### [Exercise prompt]
Give all the lines below again, exactly, with no pictures.

Entries with page source code:

◇ ◇ ◇ ◇ ◇

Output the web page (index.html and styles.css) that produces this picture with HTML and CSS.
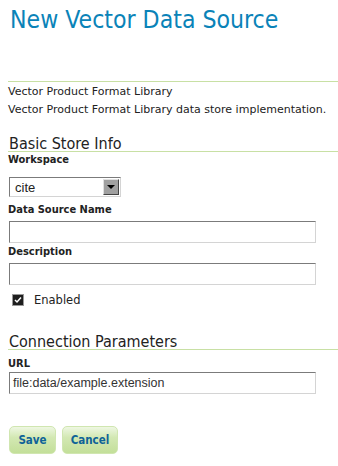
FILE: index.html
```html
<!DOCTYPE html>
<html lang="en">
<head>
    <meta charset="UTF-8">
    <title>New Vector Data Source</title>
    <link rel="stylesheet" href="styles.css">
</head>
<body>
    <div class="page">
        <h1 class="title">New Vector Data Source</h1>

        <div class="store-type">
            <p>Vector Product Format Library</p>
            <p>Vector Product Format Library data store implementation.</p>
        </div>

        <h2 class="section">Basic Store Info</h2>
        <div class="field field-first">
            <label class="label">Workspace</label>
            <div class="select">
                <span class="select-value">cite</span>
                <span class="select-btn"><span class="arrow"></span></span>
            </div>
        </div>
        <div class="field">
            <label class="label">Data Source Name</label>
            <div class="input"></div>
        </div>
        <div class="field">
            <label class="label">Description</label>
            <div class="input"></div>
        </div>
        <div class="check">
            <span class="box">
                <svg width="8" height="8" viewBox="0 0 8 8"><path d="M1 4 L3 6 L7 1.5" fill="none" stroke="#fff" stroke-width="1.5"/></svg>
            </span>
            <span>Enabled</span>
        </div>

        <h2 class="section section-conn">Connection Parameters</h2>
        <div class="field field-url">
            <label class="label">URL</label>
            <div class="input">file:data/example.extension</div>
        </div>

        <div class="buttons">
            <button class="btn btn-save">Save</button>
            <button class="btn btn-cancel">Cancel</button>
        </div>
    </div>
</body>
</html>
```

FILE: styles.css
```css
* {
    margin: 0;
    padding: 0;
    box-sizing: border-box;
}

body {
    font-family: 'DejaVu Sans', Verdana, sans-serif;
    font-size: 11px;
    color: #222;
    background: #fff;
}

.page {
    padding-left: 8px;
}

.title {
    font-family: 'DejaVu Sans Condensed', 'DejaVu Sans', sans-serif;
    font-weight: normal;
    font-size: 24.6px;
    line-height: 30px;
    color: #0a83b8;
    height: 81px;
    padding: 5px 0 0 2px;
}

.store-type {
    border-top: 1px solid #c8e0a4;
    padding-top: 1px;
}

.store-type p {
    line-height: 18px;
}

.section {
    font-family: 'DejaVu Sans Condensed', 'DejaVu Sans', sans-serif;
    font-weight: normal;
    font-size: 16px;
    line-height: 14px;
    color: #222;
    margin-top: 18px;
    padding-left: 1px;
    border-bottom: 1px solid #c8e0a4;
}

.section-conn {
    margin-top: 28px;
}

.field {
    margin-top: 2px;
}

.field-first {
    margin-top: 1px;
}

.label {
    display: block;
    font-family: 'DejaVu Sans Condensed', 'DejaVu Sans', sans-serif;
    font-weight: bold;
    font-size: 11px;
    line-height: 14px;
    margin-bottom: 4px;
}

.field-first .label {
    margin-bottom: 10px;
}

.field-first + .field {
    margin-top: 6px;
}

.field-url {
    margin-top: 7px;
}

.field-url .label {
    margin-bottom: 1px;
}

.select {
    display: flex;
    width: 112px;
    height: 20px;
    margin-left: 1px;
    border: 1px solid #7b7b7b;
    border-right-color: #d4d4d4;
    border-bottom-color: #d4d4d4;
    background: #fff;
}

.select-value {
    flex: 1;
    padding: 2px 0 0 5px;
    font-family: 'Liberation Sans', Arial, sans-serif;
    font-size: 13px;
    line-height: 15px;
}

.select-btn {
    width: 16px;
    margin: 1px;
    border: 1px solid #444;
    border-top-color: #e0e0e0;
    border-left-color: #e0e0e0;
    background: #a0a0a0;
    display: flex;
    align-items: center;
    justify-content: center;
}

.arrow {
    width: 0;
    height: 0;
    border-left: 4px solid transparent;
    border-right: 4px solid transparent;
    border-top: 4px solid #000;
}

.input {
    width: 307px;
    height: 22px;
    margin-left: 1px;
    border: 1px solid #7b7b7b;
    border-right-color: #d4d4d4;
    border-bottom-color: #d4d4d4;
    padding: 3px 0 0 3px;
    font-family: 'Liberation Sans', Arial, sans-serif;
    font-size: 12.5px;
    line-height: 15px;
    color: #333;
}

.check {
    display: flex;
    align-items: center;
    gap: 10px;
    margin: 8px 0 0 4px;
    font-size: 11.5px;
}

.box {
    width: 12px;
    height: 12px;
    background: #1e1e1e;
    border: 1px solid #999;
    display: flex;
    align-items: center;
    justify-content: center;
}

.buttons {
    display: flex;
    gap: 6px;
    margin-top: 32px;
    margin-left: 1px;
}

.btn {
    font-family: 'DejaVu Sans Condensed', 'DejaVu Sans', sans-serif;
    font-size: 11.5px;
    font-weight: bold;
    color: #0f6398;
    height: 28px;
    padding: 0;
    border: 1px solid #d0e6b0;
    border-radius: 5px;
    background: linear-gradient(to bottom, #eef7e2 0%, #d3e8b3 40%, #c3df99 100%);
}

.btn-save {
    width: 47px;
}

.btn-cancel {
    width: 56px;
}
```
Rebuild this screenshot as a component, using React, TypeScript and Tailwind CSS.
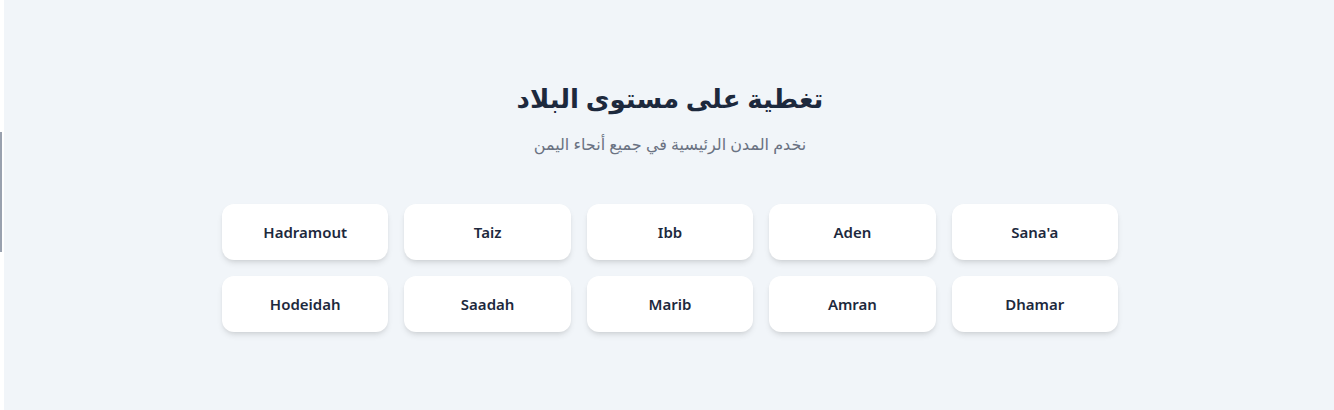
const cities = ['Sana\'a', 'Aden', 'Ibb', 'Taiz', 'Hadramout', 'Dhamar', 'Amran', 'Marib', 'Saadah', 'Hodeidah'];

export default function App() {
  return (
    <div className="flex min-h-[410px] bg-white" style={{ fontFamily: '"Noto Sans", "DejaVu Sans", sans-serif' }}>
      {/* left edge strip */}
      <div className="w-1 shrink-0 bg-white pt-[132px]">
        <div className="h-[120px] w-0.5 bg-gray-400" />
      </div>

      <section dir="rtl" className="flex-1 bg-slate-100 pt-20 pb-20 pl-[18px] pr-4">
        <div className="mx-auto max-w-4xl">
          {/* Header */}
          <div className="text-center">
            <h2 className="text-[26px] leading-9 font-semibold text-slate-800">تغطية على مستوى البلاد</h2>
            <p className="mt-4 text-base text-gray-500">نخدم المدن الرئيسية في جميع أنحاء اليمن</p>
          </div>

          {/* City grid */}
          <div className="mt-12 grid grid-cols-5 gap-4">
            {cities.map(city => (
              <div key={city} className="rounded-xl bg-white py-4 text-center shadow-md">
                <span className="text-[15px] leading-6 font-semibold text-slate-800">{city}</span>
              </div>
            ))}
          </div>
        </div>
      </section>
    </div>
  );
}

◇ ◇ ◇ ◇ ◇

### [Answer in full]
Output the web page (index.html and styles.css) that produces this picture with HTML and CSS.
FILE: index.html
```html
<!DOCTYPE html>
<html lang="en">
<head>
    <meta charset="UTF-8">
    <title>New Vector Data Source</title>
    <link rel="stylesheet" href="styles.css">
</head>
<body>
    <div class="page">
        <h1 class="title">New Vector Data Source</h1>

        <div class="store-type">
            <p>Vector Product Format Library</p>
            <p>Vector Product Format Library data store implementation.</p>
        </div>

        <h2 class="section">Basic Store Info</h2>
        <div class="field field-first">
            <label class="label">Workspace</label>
            <div class="select">
                <span class="select-value">cite</span>
                <span class="select-btn"><span class="arrow"></span></span>
            </div>
        </div>
        <div class="field">
            <label class="label">Data Source Name</label>
            <div class="input"></div>
        </div>
        <div class="field">
            <label class="label">Description</label>
            <div class="input"></div>
        </div>
        <div class="check">
            <span class="box">
                <svg width="8" height="8" viewBox="0 0 8 8"><path d="M1 4 L3 6 L7 1.5" fill="none" stroke="#fff" stroke-width="1.5"/></svg>
            </span>
            <span>Enabled</span>
        </div>

        <h2 class="section section-conn">Connection Parameters</h2>
        <div class="field field-url">
            <label class="label">URL</label>
            <div class="input">file:data/example.extension</div>
        </div>

        <div class="buttons">
            <button class="btn btn-save">Save</button>
            <button class="btn btn-cancel">Cancel</button>
        </div>
    </div>
</body>
</html>
```

FILE: styles.css
```css
* {
    margin: 0;
    padding: 0;
    box-sizing: border-box;
}

body {
    font-family: 'DejaVu Sans', Verdana, sans-serif;
    font-size: 11px;
    color: #222;
    background: #fff;
}

.page {
    padding-left: 8px;
}

.title {
    font-family: 'DejaVu Sans Condensed', 'DejaVu Sans', sans-serif;
    font-weight: normal;
    font-size: 24.6px;
    line-height: 30px;
    color: #0a83b8;
    height: 81px;
    padding: 5px 0 0 2px;
}

.store-type {
    border-top: 1px solid #c8e0a4;
    padding-top: 1px;
}

.store-type p {
    line-height: 18px;
}

.section {
    font-family: 'DejaVu Sans Condensed', 'DejaVu Sans', sans-serif;
    font-weight: normal;
    font-size: 16px;
    line-height: 14px;
    color: #222;
    margin-top: 18px;
    padding-left: 1px;
    border-bottom: 1px solid #c8e0a4;
}

.section-conn {
    margin-top: 28px;
}

.field {
    margin-top: 2px;
}

.field-first {
    margin-top: 1px;
}

.label {
    display: block;
    font-family: 'DejaVu Sans Condensed', 'DejaVu Sans', sans-serif;
    font-weight: bold;
    font-size: 11px;
    line-height: 14px;
    margin-bottom: 4px;
}

.field-first .label {
    margin-bottom: 10px;
}

.field-first + .field {
    margin-top: 6px;
}

.field-url {
    margin-top: 7px;
}

.field-url .label {
    margin-bottom: 1px;
}

.select {
    display: flex;
    width: 112px;
    height: 20px;
    margin-left: 1px;
    border: 1px solid #7b7b7b;
    border-right-color: #d4d4d4;
    border-bottom-color: #d4d4d4;
    background: #fff;
}

.select-value {
    flex: 1;
    padding: 2px 0 0 5px;
    font-family: 'Liberation Sans', Arial, sans-serif;
    font-size: 13px;
    line-height: 15px;
}

.select-btn {
    width: 16px;
    margin: 1px;
    border: 1px solid #444;
    border-top-color: #e0e0e0;
    border-left-color: #e0e0e0;
    background: #a0a0a0;
    display: flex;
    align-items: center;
    justify-content: center;
}

.arrow {
    width: 0;
    height: 0;
    border-left: 4px solid transparent;
    border-right: 4px solid transparent;
    border-top: 4px solid #000;
}

.input {
    width: 307px;
    height: 22px;
    margin-left: 1px;
    border: 1px solid #7b7b7b;
    border-right-color: #d4d4d4;
    border-bottom-color: #d4d4d4;
    padding: 3px 0 0 3px;
    font-family: 'Liberation Sans', Arial, sans-serif;
    font-size: 12.5px;
    line-height: 15px;
    color: #333;
}

.check {
    display: flex;
    align-items: center;
    gap: 10px;
    margin: 8px 0 0 4px;
    font-size: 11.5px;
}

.box {
    width: 12px;
    height: 12px;
    background: #1e1e1e;
    border: 1px solid #999;
    display: flex;
    align-items: center;
    justify-content: center;
}

.buttons {
    display: flex;
    gap: 6px;
    margin-top: 32px;
    margin-left: 1px;
}

.btn {
    font-family: 'DejaVu Sans Condensed', 'DejaVu Sans', sans-serif;
    font-size: 11.5px;
    font-weight: bold;
    color: #0f6398;
    height: 28px;
    padding: 0;
    border: 1px solid #d0e6b0;
    border-radius: 5px;
    background: linear-gradient(to bottom, #eef7e2 0%, #d3e8b3 40%, #c3df99 100%);
}

.btn-save {
    width: 47px;
}

.btn-cancel {
    width: 56px;
}
```
Rebuild this screenshot as a component, using React, TypeScript and Tailwind CSS.
const cities = ['Sana\'a', 'Aden', 'Ibb', 'Taiz', 'Hadramout', 'Dhamar', 'Amran', 'Marib', 'Saadah', 'Hodeidah'];

export default function App() {
  return (
    <div className="flex min-h-[410px] bg-white" style={{ fontFamily: '"Noto Sans", "DejaVu Sans", sans-serif' }}>
      {/* left edge strip */}
      <div className="w-1 shrink-0 bg-white pt-[132px]">
        <div className="h-[120px] w-0.5 bg-gray-400" />
      </div>

      <section dir="rtl" className="flex-1 bg-slate-100 pt-20 pb-20 pl-[18px] pr-4">
        <div className="mx-auto max-w-4xl">
          {/* Header */}
          <div className="text-center">
            <h2 className="text-[26px] leading-9 font-semibold text-slate-800">تغطية على مستوى البلاد</h2>
            <p className="mt-4 text-base text-gray-500">نخدم المدن الرئيسية في جميع أنحاء اليمن</p>
          </div>

          {/* City grid */}
          <div className="mt-12 grid grid-cols-5 gap-4">
            {cities.map(city => (
              <div key={city} className="rounded-xl bg-white py-4 text-center shadow-md">
                <span className="text-[15px] leading-6 font-semibold text-slate-800">{city}</span>
              </div>
            ))}
          </div>
        </div>
      </section>
    </div>
  );
}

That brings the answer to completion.